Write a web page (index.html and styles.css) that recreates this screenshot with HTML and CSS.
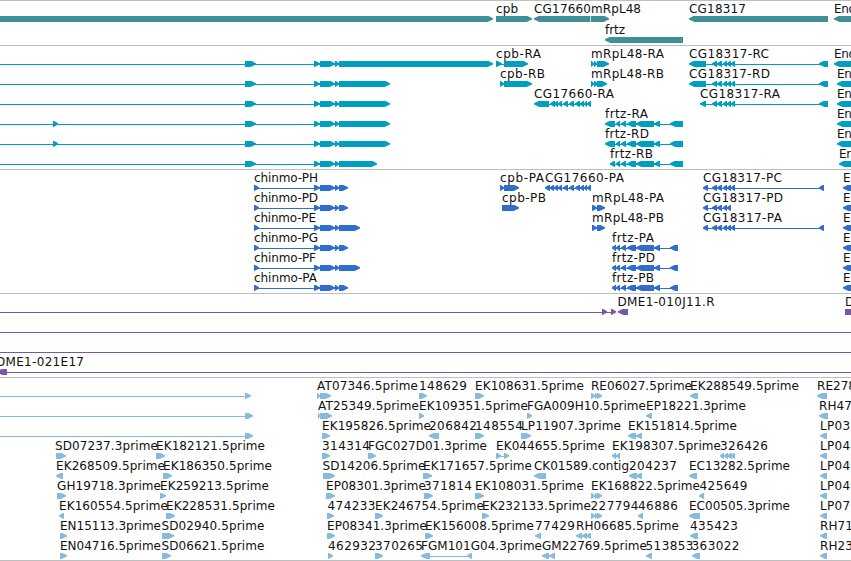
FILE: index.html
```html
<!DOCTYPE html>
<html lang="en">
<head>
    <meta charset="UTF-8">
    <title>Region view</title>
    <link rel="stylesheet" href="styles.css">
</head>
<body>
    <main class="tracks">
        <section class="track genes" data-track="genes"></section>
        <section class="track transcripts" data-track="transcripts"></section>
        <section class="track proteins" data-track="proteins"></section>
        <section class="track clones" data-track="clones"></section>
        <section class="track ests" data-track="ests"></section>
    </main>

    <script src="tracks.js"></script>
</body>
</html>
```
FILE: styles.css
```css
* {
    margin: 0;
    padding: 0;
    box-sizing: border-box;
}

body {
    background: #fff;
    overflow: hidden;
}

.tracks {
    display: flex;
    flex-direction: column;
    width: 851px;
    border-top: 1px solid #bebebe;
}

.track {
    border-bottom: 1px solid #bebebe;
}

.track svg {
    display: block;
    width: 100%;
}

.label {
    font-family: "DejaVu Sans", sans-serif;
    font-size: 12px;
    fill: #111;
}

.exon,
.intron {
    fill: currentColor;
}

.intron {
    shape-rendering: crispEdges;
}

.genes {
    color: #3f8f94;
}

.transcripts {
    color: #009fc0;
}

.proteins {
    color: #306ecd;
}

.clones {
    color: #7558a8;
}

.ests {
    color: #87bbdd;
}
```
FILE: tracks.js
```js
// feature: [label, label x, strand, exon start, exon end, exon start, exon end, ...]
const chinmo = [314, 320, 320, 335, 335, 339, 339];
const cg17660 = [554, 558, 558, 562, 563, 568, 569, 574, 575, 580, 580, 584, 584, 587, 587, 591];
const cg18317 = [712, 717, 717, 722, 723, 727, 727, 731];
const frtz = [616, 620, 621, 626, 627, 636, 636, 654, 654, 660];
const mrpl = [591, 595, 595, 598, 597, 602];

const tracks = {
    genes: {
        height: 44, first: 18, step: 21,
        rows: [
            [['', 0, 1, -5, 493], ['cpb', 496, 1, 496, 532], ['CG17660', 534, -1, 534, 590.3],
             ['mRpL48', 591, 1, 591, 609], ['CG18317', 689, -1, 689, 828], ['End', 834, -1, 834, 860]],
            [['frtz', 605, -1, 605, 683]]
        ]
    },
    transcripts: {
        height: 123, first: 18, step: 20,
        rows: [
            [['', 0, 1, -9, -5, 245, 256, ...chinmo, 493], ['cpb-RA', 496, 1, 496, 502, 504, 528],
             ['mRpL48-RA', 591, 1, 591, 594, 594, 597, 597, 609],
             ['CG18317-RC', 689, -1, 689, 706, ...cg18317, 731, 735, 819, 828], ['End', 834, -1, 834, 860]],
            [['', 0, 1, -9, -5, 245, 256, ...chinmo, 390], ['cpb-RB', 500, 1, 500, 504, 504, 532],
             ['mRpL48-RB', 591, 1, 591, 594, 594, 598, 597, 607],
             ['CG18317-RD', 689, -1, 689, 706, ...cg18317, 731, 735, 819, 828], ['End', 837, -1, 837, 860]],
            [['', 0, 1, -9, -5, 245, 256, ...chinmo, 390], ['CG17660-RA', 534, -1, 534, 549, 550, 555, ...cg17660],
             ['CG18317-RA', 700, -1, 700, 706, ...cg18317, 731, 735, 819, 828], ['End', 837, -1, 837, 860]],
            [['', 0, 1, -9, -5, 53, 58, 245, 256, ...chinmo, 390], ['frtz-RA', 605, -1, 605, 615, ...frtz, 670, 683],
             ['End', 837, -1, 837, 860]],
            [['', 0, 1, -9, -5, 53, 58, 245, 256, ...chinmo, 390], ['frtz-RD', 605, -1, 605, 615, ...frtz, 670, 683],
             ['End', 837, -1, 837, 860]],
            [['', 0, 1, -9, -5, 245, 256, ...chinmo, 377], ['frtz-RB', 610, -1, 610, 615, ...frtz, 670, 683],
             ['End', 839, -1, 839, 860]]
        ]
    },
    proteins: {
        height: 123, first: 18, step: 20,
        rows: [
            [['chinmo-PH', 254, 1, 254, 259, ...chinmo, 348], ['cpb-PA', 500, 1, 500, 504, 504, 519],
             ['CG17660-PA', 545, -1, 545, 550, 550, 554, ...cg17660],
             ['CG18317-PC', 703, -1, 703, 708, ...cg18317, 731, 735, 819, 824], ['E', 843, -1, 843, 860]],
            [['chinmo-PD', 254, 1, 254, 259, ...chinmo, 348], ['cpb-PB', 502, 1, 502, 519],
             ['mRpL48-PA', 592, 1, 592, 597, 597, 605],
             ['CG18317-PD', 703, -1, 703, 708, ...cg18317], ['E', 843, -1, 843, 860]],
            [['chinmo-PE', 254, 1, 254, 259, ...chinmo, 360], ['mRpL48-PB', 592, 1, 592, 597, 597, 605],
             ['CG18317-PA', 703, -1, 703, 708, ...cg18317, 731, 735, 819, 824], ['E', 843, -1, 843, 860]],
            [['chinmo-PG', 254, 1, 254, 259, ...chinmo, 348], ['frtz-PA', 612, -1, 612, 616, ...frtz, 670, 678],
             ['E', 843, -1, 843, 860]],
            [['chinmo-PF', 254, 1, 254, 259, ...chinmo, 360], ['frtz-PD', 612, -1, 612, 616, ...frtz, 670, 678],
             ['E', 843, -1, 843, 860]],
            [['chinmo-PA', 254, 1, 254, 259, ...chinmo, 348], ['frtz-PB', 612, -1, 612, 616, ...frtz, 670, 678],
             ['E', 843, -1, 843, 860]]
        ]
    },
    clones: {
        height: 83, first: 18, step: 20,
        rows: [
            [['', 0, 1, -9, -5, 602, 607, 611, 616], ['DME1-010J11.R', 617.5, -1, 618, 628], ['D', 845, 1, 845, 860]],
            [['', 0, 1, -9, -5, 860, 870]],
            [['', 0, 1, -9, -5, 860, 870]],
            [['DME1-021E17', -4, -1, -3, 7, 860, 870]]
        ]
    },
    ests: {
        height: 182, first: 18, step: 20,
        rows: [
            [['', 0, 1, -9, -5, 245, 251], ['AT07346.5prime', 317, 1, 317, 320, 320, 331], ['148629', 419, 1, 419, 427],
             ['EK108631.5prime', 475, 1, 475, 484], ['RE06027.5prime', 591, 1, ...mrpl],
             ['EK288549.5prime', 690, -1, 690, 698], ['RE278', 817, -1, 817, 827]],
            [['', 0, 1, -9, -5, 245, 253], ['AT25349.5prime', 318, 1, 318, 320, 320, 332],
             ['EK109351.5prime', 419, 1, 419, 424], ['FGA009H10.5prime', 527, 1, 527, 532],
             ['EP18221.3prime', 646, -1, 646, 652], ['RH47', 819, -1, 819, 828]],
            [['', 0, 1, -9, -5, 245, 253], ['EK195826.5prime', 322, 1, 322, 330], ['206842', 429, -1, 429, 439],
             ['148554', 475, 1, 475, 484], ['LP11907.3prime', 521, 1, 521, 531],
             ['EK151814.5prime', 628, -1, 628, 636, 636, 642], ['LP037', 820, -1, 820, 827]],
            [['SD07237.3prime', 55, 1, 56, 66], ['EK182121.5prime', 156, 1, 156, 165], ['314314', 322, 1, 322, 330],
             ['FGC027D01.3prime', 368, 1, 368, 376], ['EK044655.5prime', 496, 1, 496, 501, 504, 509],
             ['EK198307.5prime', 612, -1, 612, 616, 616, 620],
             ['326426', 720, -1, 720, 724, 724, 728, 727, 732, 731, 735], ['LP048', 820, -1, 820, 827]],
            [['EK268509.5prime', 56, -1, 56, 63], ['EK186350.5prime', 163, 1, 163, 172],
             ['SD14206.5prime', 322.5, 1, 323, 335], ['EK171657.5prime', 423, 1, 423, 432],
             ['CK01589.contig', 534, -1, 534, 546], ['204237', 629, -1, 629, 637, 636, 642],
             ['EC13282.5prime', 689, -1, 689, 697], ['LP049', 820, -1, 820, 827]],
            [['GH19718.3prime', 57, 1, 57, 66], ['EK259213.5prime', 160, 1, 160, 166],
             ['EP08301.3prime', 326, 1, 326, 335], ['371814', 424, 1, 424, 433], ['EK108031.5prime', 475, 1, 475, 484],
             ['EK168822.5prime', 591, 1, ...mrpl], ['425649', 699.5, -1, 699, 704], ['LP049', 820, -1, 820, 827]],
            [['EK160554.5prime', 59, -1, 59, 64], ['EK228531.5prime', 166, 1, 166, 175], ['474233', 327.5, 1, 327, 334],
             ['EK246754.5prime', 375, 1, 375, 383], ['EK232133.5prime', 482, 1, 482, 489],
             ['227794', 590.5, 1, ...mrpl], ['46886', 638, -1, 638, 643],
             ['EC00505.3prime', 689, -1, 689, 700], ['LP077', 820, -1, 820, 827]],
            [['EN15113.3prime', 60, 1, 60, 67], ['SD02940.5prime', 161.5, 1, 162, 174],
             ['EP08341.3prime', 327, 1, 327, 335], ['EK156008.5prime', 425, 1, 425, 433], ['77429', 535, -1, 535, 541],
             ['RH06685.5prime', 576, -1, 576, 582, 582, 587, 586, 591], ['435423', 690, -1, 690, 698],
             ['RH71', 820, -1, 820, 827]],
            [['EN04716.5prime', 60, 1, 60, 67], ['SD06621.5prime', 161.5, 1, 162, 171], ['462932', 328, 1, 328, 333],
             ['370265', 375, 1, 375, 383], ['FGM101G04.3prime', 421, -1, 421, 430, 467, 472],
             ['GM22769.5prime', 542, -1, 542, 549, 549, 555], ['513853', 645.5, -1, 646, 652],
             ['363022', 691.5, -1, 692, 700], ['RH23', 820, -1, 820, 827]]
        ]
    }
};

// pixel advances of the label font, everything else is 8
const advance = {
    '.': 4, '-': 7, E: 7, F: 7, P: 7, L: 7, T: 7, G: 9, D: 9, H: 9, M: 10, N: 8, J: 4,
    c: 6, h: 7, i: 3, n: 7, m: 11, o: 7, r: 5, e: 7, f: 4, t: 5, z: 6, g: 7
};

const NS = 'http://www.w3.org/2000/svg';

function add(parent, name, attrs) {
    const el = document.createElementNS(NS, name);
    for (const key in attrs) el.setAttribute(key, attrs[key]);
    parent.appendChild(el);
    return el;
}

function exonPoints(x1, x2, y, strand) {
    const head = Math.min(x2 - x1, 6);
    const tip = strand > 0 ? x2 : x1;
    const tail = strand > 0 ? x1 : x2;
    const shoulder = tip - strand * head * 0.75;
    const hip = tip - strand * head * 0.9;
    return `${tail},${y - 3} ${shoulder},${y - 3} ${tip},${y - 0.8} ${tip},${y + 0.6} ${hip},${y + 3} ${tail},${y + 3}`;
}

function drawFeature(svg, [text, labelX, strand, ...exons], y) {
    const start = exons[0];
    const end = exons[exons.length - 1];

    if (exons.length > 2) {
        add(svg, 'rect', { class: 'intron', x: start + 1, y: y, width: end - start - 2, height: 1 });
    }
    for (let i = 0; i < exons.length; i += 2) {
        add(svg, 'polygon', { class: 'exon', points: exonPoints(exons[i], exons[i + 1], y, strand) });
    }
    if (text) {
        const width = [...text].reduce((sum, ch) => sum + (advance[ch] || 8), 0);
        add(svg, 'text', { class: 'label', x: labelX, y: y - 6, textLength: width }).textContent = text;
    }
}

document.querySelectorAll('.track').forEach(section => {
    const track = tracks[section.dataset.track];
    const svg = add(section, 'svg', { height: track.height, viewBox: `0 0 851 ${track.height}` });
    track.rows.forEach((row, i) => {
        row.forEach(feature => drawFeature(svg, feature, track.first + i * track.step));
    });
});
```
┄┄┄┄┄┄
**Exercise brief**: Working from the listing above, pick out every line that has "index" and copy it.

**Output of the task**:
Write a web page (index.html and styles.css) that recreates this screenshot with HTML and CSS.
FILE: index.html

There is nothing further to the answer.